*Data extract:*
--------------------------------------------------
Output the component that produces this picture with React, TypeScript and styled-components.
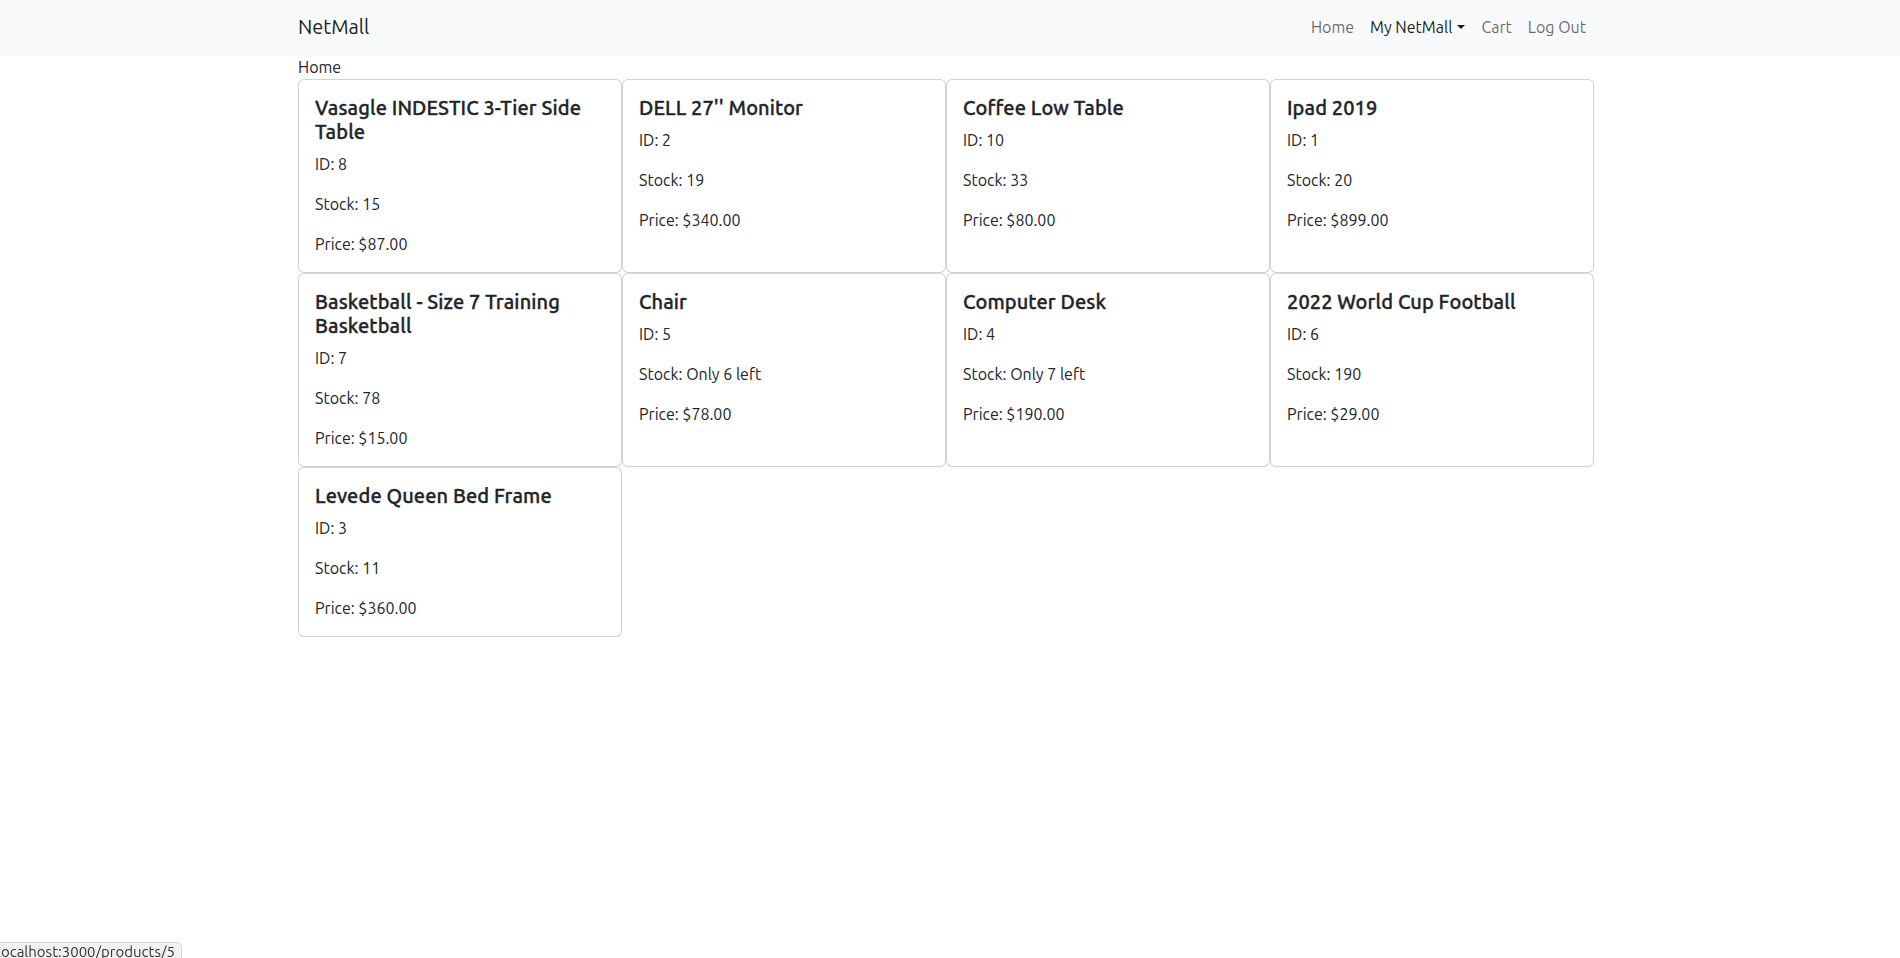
import React from "react";
import styled, { createGlobalStyle } from "styled-components";

const GlobalStyle = createGlobalStyle`
  html, body {
    margin: 0;
    padding: 0;
    background: #ffffff;
    color: #212529;
    font-family: "Ubuntu", "Lato", "Noto Sans", sans-serif;
    font-size: 16px;
    line-height: 1.5;
  }
  * { box-sizing: border-box; }
`;

const Page = styled.div`
  padding-right: 8px;
  min-height: 958px;
`;

const NavBar = styled.nav`
  background: #f8f9fa;
  margin-right: -8px;
  padding-right: 8px;
`;

const Container = styled.div`
  max-width: 1320px;
  margin: 0 auto;
  padding: 0 12px;
`;

const NavInner = styled(Container)`
  display: flex;
  align-items: center;
  justify-content: space-between;
  height: 55px;
  padding-bottom: 2px;
`;

const Brand = styled.a`
  font-size: 20px;
  line-height: 30px;
  color: rgba(0, 0, 0, 0.9);
  text-decoration: none;
`;

const NavList = styled.ul`
  display: flex;
  list-style: none;
  margin: 0;
  padding: 0;
`;

const NavLink = styled.a<{ $active?: boolean }>`
  display: block;
  padding: 8px;
  font-size: 16px;
  line-height: 24px;
  text-decoration: none;
  color: ${(p) => (p.$active ? "rgba(0, 0, 0, 0.9)" : "rgba(0, 0, 0, 0.6)")};
`;

const Caret = styled.span`
  display: inline-block;
  margin-left: 5px;
  vertical-align: 4px;
  border-top: 4.8px solid;
  border-right: 4.8px solid transparent;
  border-left: 4.8px solid transparent;
`;

const Crumb = styled.div`
  font-size: 16px;
  line-height: 24px;
`;

const Grid = styled.div`
  display: grid;
  grid-template-columns: repeat(4, 324px);
`;

const Card = styled.div`
  border: 1px solid rgba(0, 0, 0, 0.175);
  border-radius: 6px;
  background: #fff;
  padding: 16px;
  margin-right: 0.5px;
`;

const Title = styled.h5`
  margin: 0 0 8px;
  font-family: "Ubuntu Medium", "Ubuntu", "Lato", sans-serif;
  font-size: 20px;
  font-weight: 500;
  line-height: 24px;
  letter-spacing: 0.1px;
  -webkit-text-stroke: 0.35px #212529;
`;

const Text = styled.p`
  margin: 0 0 16px;
  font-size: 16px;
  line-height: 24px;
  &:last-child {
    margin-bottom: 0;
  }
`;

const Status = styled.div`
  position: fixed;
  left: -5px;
  bottom: -10px;
  padding: 0 6px 6px 1px;
  background: #f1f1f1;
  border: 1px solid #d6d6d6;
  border-top-right-radius: 5px;
  font-size: 15px;
  line-height: 18px;
  color: #333;
`;

const products = [
  { name: "Vasagle INDESTIC 3-Tier Side Table", id: 8, stock: "15", price: "87.00" },
  { name: "DELL 27'' Monitor", id: 2, stock: "19", price: "340.00" },
  { name: "Coffee Low Table", id: 10, stock: "33", price: "80.00" },
  { name: "Ipad 2019", id: 1, stock: "20", price: "899.00" },
  { name: "Basketball - Size 7 Training Basketball", id: 7, stock: "78", price: "15.00" },
  { name: "Chair", id: 5, stock: "Only 6 left", price: "78.00" },
  { name: "Computer Desk", id: 4, stock: "Only 7 left", price: "190.00" },
  { name: "2022 World Cup Football", id: 6, stock: "190", price: "29.00" },
  { name: "Levede Queen Bed Frame", id: 3, stock: "11", price: "360.00" },
];

export default function App() {
  return (
    <Page>
      <GlobalStyle />
      <NavBar>
        <NavInner>
          <Brand href="#">NetMall</Brand>
          <NavList>
            <li><NavLink href="#">Home</NavLink></li>
            <li>
              <NavLink href="#" $active>
                My NetMall<Caret />
              </NavLink>
            </li>
            <li><NavLink href="#">Cart</NavLink></li>
            <li><NavLink href="#">Log Out</NavLink></li>
          </NavList>
        </NavInner>
      </NavBar>
      <Container>
        <Crumb>Home</Crumb>
        <Grid>
          {products.map((p) => (
            <Card key={p.id}>
              <Title>{p.name}</Title>
              <Text>ID: {p.id}</Text>
              <Text>Stock: {p.stock}</Text>
              <Text>Price: ${p.price}</Text>
            </Card>
          ))}
        </Grid>
      </Container>
      <Status>localhost:3000/products/5</Status>
    </Page>
  );
}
--------------------------------------------------
*Instructions for the task:* From the data above, write out everything exactly except the pictures.

*Response to the task:*
Output the component that produces this picture with React, TypeScript and styled-components.
import React from "react";
import styled, { createGlobalStyle } from "styled-components";

const GlobalStyle = createGlobalStyle`
  html, body {
    margin: 0;
    padding: 0;
    background: #ffffff;
    color: #212529;
    font-family: "Ubuntu", "Lato", "Noto Sans", sans-serif;
    font-size: 16px;
    line-height: 1.5;
  }
  * { box-sizing: border-box; }
`;

const Page = styled.div`
  padding-right: 8px;
  min-height: 958px;
`;

const NavBar = styled.nav`
  background: #f8f9fa;
  margin-right: -8px;
  padding-right: 8px;
`;

const Container = styled.div`
  max-width: 1320px;
  margin: 0 auto;
  padding: 0 12px;
`;

const NavInner = styled(Container)`
  display: flex;
  align-items: center;
  justify-content: space-between;
  height: 55px;
  padding-bottom: 2px;
`;

const Brand = styled.a`
  font-size: 20px;
  line-height: 30px;
  color: rgba(0, 0, 0, 0.9);
  text-decoration: none;
`;

const NavList = styled.ul`
  display: flex;
  list-style: none;
  margin: 0;
  padding: 0;
`;

const NavLink = styled.a<{ $active?: boolean }>`
  display: block;
  padding: 8px;
  font-size: 16px;
  line-height: 24px;
  text-decoration: none;
  color: ${(p) => (p.$active ? "rgba(0, 0, 0, 0.9)" : "rgba(0, 0, 0, 0.6)")};
`;

const Caret = styled.span`
  display: inline-block;
  margin-left: 5px;
  vertical-align: 4px;
  border-top: 4.8px solid;
  border-right: 4.8px solid transparent;
  border-left: 4.8px solid transparent;
`;

const Crumb = styled.div`
  font-size: 16px;
  line-height: 24px;
`;

const Grid = styled.div`
  display: grid;
  grid-template-columns: repeat(4, 324px);
`;

const Card = styled.div`
  border: 1px solid rgba(0, 0, 0, 0.175);
  border-radius: 6px;
  background: #fff;
  padding: 16px;
  margin-right: 0.5px;
`;

const Title = styled.h5`
  margin: 0 0 8px;
  font-family: "Ubuntu Medium", "Ubuntu", "Lato", sans-serif;
  font-size: 20px;
  font-weight: 500;
  line-height: 24px;
  letter-spacing: 0.1px;
  -webkit-text-stroke: 0.35px #212529;
`;

const Text = styled.p`
  margin: 0 0 16px;
  font-size: 16px;
  line-height: 24px;
  &:last-child {
    margin-bottom: 0;
  }
`;

const Status = styled.div`
  position: fixed;
  left: -5px;
  bottom: -10px;
  padding: 0 6px 6px 1px;
  background: #f1f1f1;
  border: 1px solid #d6d6d6;
  border-top-right-radius: 5px;
  font-size: 15px;
  line-height: 18px;
  color: #333;
`;

const products = [
  { name: "Vasagle INDESTIC 3-Tier Side Table", id: 8, stock: "15", price: "87.00" },
  { name: "DELL 27'' Monitor", id: 2, stock: "19", price: "340.00" },
  { name: "Coffee Low Table", id: 10, stock: "33", price: "80.00" },
  { name: "Ipad 2019", id: 1, stock: "20", price: "899.00" },
  { name: "Basketball - Size 7 Training Basketball", id: 7, stock: "78", price: "15.00" },
  { name: "Chair", id: 5, stock: "Only 6 left", price: "78.00" },
  { name: "Computer Desk", id: 4, stock: "Only 7 left", price: "190.00" },
  { name: "2022 World Cup Football", id: 6, stock: "190", price: "29.00" },
  { name: "Levede Queen Bed Frame", id: 3, stock: "11", price: "360.00" },
];

export default function App() {
  return (
    <Page>
      <GlobalStyle />
      <NavBar>
        <NavInner>
          <Brand href="#">NetMall</Brand>
          <NavList>
            <li><NavLink href="#">Home</NavLink></li>
            <li>
              <NavLink href="#" $active>
                My NetMall<Caret />
              </NavLink>
            </li>
            <li><NavLink href="#">Cart</NavLink></li>
            <li><NavLink href="#">Log Out</NavLink></li>
          </NavList>
        </NavInner>
      </NavBar>
      <Container>
        <Crumb>Home</Crumb>
        <Grid>
          {products.map((p) => (
            <Card key={p.id}>
              <Title>{p.name}</Title>
              <Text>ID: {p.id}</Text>
              <Text>Stock: {p.stock}</Text>
              <Text>Price: ${p.price}</Text>
            </Card>
          ))}
        </Grid>
      </Container>
      <Status>localhost:3000/products/5</Status>
    </Page>
  );
}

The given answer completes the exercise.